» **STATED PROBLEM**:
Look through the listing below and work out how many of its lines hold the word "this". Give only the number.

» **SUPPLIED MATERIAL**:
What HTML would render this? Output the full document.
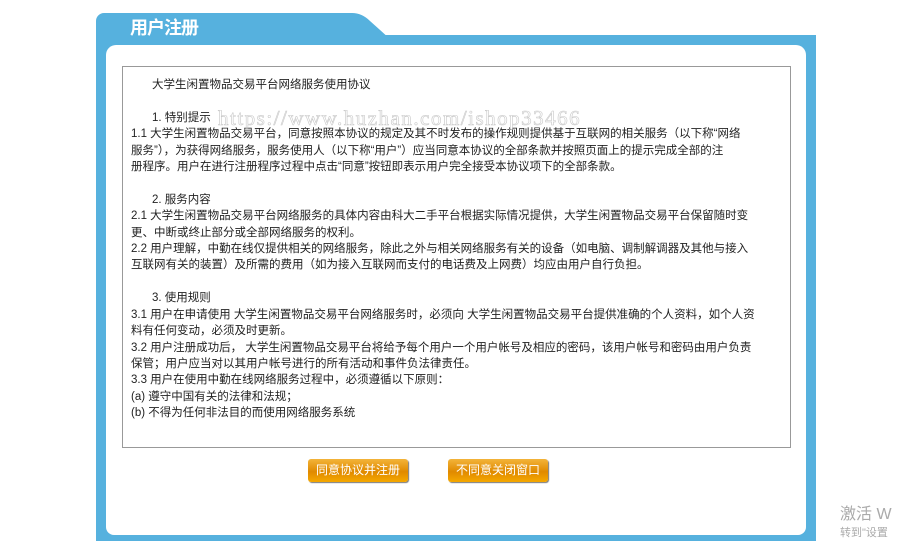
<!DOCTYPE html>
<html><head><meta charset="utf-8"><style>
body{margin:0;width:900px;height:541px;background:#fff;position:relative;overflow:hidden;font-family:"Liberation Sans","Noto Sans CJK SC",sans-serif}
.frame{position:absolute;left:96px;top:35px;width:720px;height:506px;background:#56b1de;border-radius:8px 0 0 0}
.tab{position:absolute;left:96px;top:13px;width:260px;height:30px;background:#56b1de;border-radius:8px 14px 0 0}
.inner{position:absolute;left:106px;top:45px;width:700px;height:490px;background:#fff;border-radius:10px 10px 8px 8px}
.title{position:absolute;left:130px;top:14px;color:#fff;font-size:18px;font-weight:bold;letter-spacing:-1px}
.box{position:absolute;left:122px;top:66px;width:667px;height:380px;border:1px solid #999;background:#fff}
.txt{position:absolute;left:131px;top:77px;font-size:11.5px;line-height:16.4px;color:#222;white-space:pre}
.i{display:inline-block;width:21px}
.btn{position:absolute;top:459px;height:23px;width:100px;border-radius:3px;background:linear-gradient(#f3b43a,#e08a00 55%,#f5a800);color:#fff;font-size:12px;text-align:center;line-height:23px;box-shadow:1px 1px 1px #777}
.wm{position:absolute;left:218px;top:106px;font-family:"Liberation Serif",serif;font-size:21px;color:transparent;-webkit-text-stroke:0.6px #c8c8c8;letter-spacing:1.5px}
.act{position:absolute;left:840px;top:500px;color:#aaa;font-size:16px}
.act2{position:absolute;left:840px;top:524px;color:#aaa;font-size:11px}
</style></head><body>
<div class="tab"></div>
<svg style="position:absolute;left:340px;top:13px" width="60" height="32"><path d="M0 0 L12 0 Q22 0 30 8 L50 26 L60 32 L0 32Z" fill="#56b1de"/></svg>
<div class="frame"></div>
<div class="title">用户注册</div>
<div class="inner"></div>
<div class="box"></div>
<div class="txt"><span class="i"></span>大学生闲置物品交易平台网络服务使用协议

<span class="i"></span>1. 特别提示
1.1 大学生闲置物品交易平台，同意按照本协议的规定及其不时发布的操作规则提供基于互联网的相关服务（以下称“网络
服务”），为获得网络服务，服务使用人（以下称“用户”）应当同意本协议的全部条款并按照页面上的提示完成全部的注
册程序。用户在进行注册程序过程中点击“同意”按钮即表示用户完全接受本协议项下的全部条款。

<span class="i"></span>2. 服务内容
2.1 大学生闲置物品交易平台网络服务的具体内容由科大二手平台根据实际情况提供，大学生闲置物品交易平台保留随时变
更、中断或终止部分或全部网络服务的权利。
2.2 用户理解，中勤在线仅提供相关的网络服务，除此之外与相关网络服务有关的设备（如电脑、调制解调器及其他与接入
互联网有关的装置）及所需的费用（如为接入互联网而支付的电话费及上网费）均应由用户自行负担。

<span class="i"></span>3. 使用规则
3.1 用户在申请使用 大学生闲置物品交易平台网络服务时，必须向 大学生闲置物品交易平台提供准确的个人资料，如个人资
料有任何变动，必须及时更新。
3.2 用户注册成功后， 大学生闲置物品交易平台将给予每个用户一个用户帐号及相应的密码，该用户帐号和密码由用户负责
保管；用户应当对以其用户帐号进行的所有活动和事件负法律责任。
3.3 用户在使用中勤在线网络服务过程中，必须遵循以下原则：
(a) 遵守中国有关的法律和法规；
(b) 不得为任何非法目的而使用网络服务系统</div>
<div class="wm">https://www.huzhan.com/ishop33466</div>
<div class="btn" style="left:308px">同意协议并注册</div>
<div class="btn" style="left:448px">不同意关闭窗口</div>
<div class="act">激活 W</div>
<div class="act2">转到"设置</div>
</body></html>
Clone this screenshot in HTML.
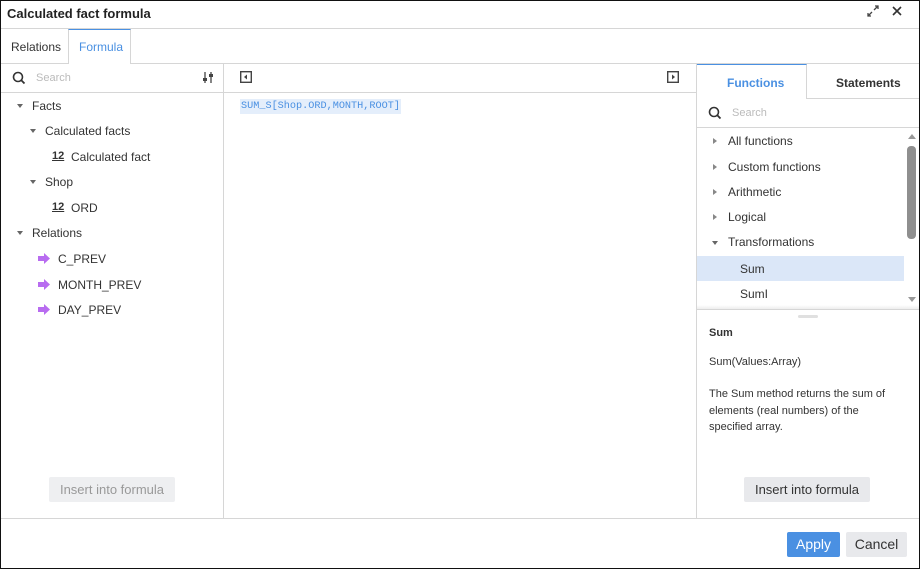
<!DOCTYPE html><html><head><style>
*{box-sizing:border-box;margin:0;padding:0}
body{width:920px;height:569px;font-family:"Liberation Sans",sans-serif;font-size:12px;color:#333;background:#fff;position:relative;overflow:hidden}
.a{position:absolute}
.frame{left:0;top:0;width:920px;height:569px;border:1px solid #111}
.hl{height:1px;background:#d6d6d6}
.vl{width:1px;background:#d6d6d6}
.t{position:absolute;white-space:nowrap}
.tri{position:absolute;width:0;height:0;border-left:3px solid transparent;border-right:3px solid transparent;border-top:4px solid #666}
.trr{position:absolute;width:0;height:0;border-top:3px solid transparent;border-bottom:3px solid transparent;border-left:4px solid #888}
.n12{position:absolute;font-weight:bold;font-size:11px;text-decoration:underline;color:#333}
.btn{position:absolute;background:#e8e9ec;border-radius:2px;text-align:center;font-size:13px}
</style></head><body>
<div class="a frame"></div>
<div class="t" style="left:7px;top:6px;font-size:13px;font-weight:bold;color:#222">Calculated fact formula</div>
<svg class="a" style="left:866px;top:4px" width="14" height="14" viewBox="0 0 14 14"><path d="M8 6L12 2M9 2h3v3M6 8L2 12M2 9v3h3" stroke="#444" stroke-width="1.3" fill="none"/></svg>
<svg class="a" style="left:891px;top:5px" width="12" height="12" viewBox="0 0 12 12"><path d="M2 2L10 10M10 2L2 10" stroke="#333" stroke-width="1.6"/></svg>
<div class="a hl" style="left:1px;top:28px;width:918px"></div>
<div class="t" style="left:11px;top:40px">Relations</div>
<div class="a" style="left:68px;top:29px;width:63px;height:35px;border:1px solid #d6d6d6;border-top:1px solid #4a90e2;border-bottom:none;background:#fff"></div>
<div class="t" style="left:79px;top:40px;color:#4a90e2">Formula</div>
<div class="a hl" style="left:1px;top:63px;width:67px"></div>
<div class="a hl" style="left:131px;top:63px;width:788px"></div>
<svg class="a" style="left:12px;top:71px" width="14" height="14" viewBox="0 0 14 14"><circle cx="6" cy="6" r="4.5" stroke="#333" stroke-width="1.6" fill="none"/><path d="M9.3 9.3L12.5 12.5" stroke="#333" stroke-width="1.8"/></svg>
<div class="t" style="left:36px;top:72px;color:#bbb;font-size:11px">Search</div>
<svg class="a" style="left:202px;top:71px" width="12" height="13" viewBox="0 0 12 13"><path d="M3 1v11M9 1v11" stroke="#444" stroke-width="1.3"/><rect x="1" y="7" width="4" height="3" fill="#444"/><rect x="7" y="3" width="4" height="3" fill="#444"/></svg>
<div class="a hl" style="left:1px;top:92px;width:695px"></div>
<div class="a vl" style="left:223px;top:64px;height:455px"></div>
<div class="tri" style="left:17px;top:104px"></div><div class="t" style="left:32px;top:99px">Facts</div>
<div class="tri" style="left:30px;top:129px"></div><div class="t" style="left:45px;top:124px">Calculated facts</div>
<div class="n12" style="left:52px;top:150px">12</div><div class="t" style="left:71px;top:150px">Calculated fact</div>
<div class="tri" style="left:30px;top:180px"></div><div class="t" style="left:45px;top:175px">Shop</div>
<div class="n12" style="left:52px;top:201px">12</div><div class="t" style="left:71px;top:201px">ORD</div>
<div class="tri" style="left:17px;top:231px"></div><div class="t" style="left:32px;top:226px">Relations</div>
<svg class="a" style="left:38px;top:253px" width="12" height="11" viewBox="0 0 12 11"><path d="M0 3h6V0l6 5.5-6 5.5V8H0z" fill="#b86cf0"/></svg><div class="t" style="left:58px;top:252px">C_PREV</div>
<svg class="a" style="left:38px;top:279px" width="12" height="11" viewBox="0 0 12 11"><path d="M0 3h6V0l6 5.5-6 5.5V8H0z" fill="#b86cf0"/></svg><div class="t" style="left:58px;top:278px">MONTH_PREV</div>
<svg class="a" style="left:38px;top:304px" width="12" height="11" viewBox="0 0 12 11"><path d="M0 3h6V0l6 5.5-6 5.5V8H0z" fill="#b86cf0"/></svg><div class="t" style="left:58px;top:303px">DAY_PREV</div>
<div class="btn" style="left:49px;top:477px;width:126px;height:25px;line-height:25px;color:#999;background:#eeeff1">Insert into formula</div>
<svg class="a" style="left:240px;top:71px" width="12" height="12" viewBox="0 0 12 12"><rect x="0.7" y="0.7" width="10.6" height="10.6" fill="none" stroke="#444" stroke-width="1.4"/><path d="M7 3.5v5L4 6z" fill="#444"/></svg>
<svg class="a" style="left:667px;top:71px" width="12" height="12" viewBox="0 0 12 12"><rect x="0.7" y="0.7" width="10.6" height="10.6" fill="none" stroke="#444" stroke-width="1.4"/><path d="M5 3.5v5L8 6z" fill="#444"/></svg>
<div class="t" style="left:240px;top:99px;height:15px;padding:0 1px;background:#e4eefb;color:#4a90e2;font-family:'Liberation Mono',monospace;font-size:10.2px;line-height:15px">SUM_S[Shop.ORD,MONTH,ROOT]</div>
<div class="a vl" style="left:696px;top:64px;height:455px"></div>
<div class="a" style="left:697px;top:64px;width:110px;height:35px;border-top:1px solid #4a90e2;border-right:1px solid #d6d6d6"></div>
<div class="t" style="left:727px;top:76px;color:#4a90e2;font-weight:bold;font-size:12px">Functions</div>
<div class="t" style="left:836px;top:76px;font-weight:bold;font-size:12px">Statements</div>
<div class="a hl" style="left:807px;top:98px;width:112px"></div>
<svg class="a" style="left:708px;top:106px" width="14" height="14" viewBox="0 0 14 14"><circle cx="6" cy="6" r="4.5" stroke="#333" stroke-width="1.6" fill="none"/><path d="M9.3 9.3L12.5 12.5" stroke="#333" stroke-width="1.8"/></svg>
<div class="t" style="left:732px;top:107px;color:#bbb;font-size:11px">Search</div>
<div class="a hl" style="left:697px;top:127px;width:222px"></div>
<div class="trr" style="left:713px;top:138px"></div><div class="t" style="left:728px;top:134px">All functions</div>
<div class="trr" style="left:713px;top:164px"></div><div class="t" style="left:728px;top:160px">Custom functions</div>
<div class="trr" style="left:713px;top:189px"></div><div class="t" style="left:728px;top:185px">Arithmetic</div>
<div class="trr" style="left:713px;top:214px"></div><div class="t" style="left:728px;top:210px">Logical</div>
<div class="tri" style="left:712px;top:241px"></div><div class="t" style="left:728px;top:235px">Transformations</div>
<div class="a" style="left:697px;top:256px;width:207px;height:25px;background:#dbe7f8"></div>
<div class="t" style="left:740px;top:262px">Sum</div>
<div class="t" style="left:740px;top:287px">SumI</div>
<div class="a" style="left:908px;top:134px;border-left:4px solid transparent;border-right:4px solid transparent;border-bottom:5px solid #999"></div>
<div class="a" style="left:907px;top:146px;width:9px;height:93px;background:#8f8f8f;border-radius:4px"></div>
<div class="a" style="left:908px;top:297px;border-left:4px solid transparent;border-right:4px solid transparent;border-top:5px solid #999"></div>
<div class="a" style="left:697px;top:305px;width:222px;height:4px;background:linear-gradient(#fff,#eee)"></div>
<div class="a hl" style="left:697px;top:309px;width:222px"></div>
<div class="a" style="left:798px;top:315px;width:20px;height:3px;background:#e0e0e0;border-radius:2px"></div>
<div class="t" style="left:709px;top:327px;font-weight:bold;font-size:11px">Sum</div>
<div class="t" style="left:709px;top:356px;font-size:11px">Sum(Values:Array)</div>
<div class="a" style="left:709px;top:386px;width:190px;font-size:11px;line-height:16.5px">The Sum method returns the sum of elements (real numbers) of the specified array.</div>
<div class="btn" style="left:744px;top:477px;width:126px;height:25px;line-height:25px;color:#333">Insert into formula</div>
<div class="a hl" style="left:1px;top:518px;width:918px"></div>
<div class="btn" style="left:787px;top:532px;width:53px;height:25px;line-height:25px;background:#4a90e2;color:#fff;font-size:14px">Apply</div>
<div class="btn" style="left:846px;top:532px;width:61px;height:25px;line-height:25px;font-size:14px">Cancel</div>
</body></html>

» **RESPONSE**:
2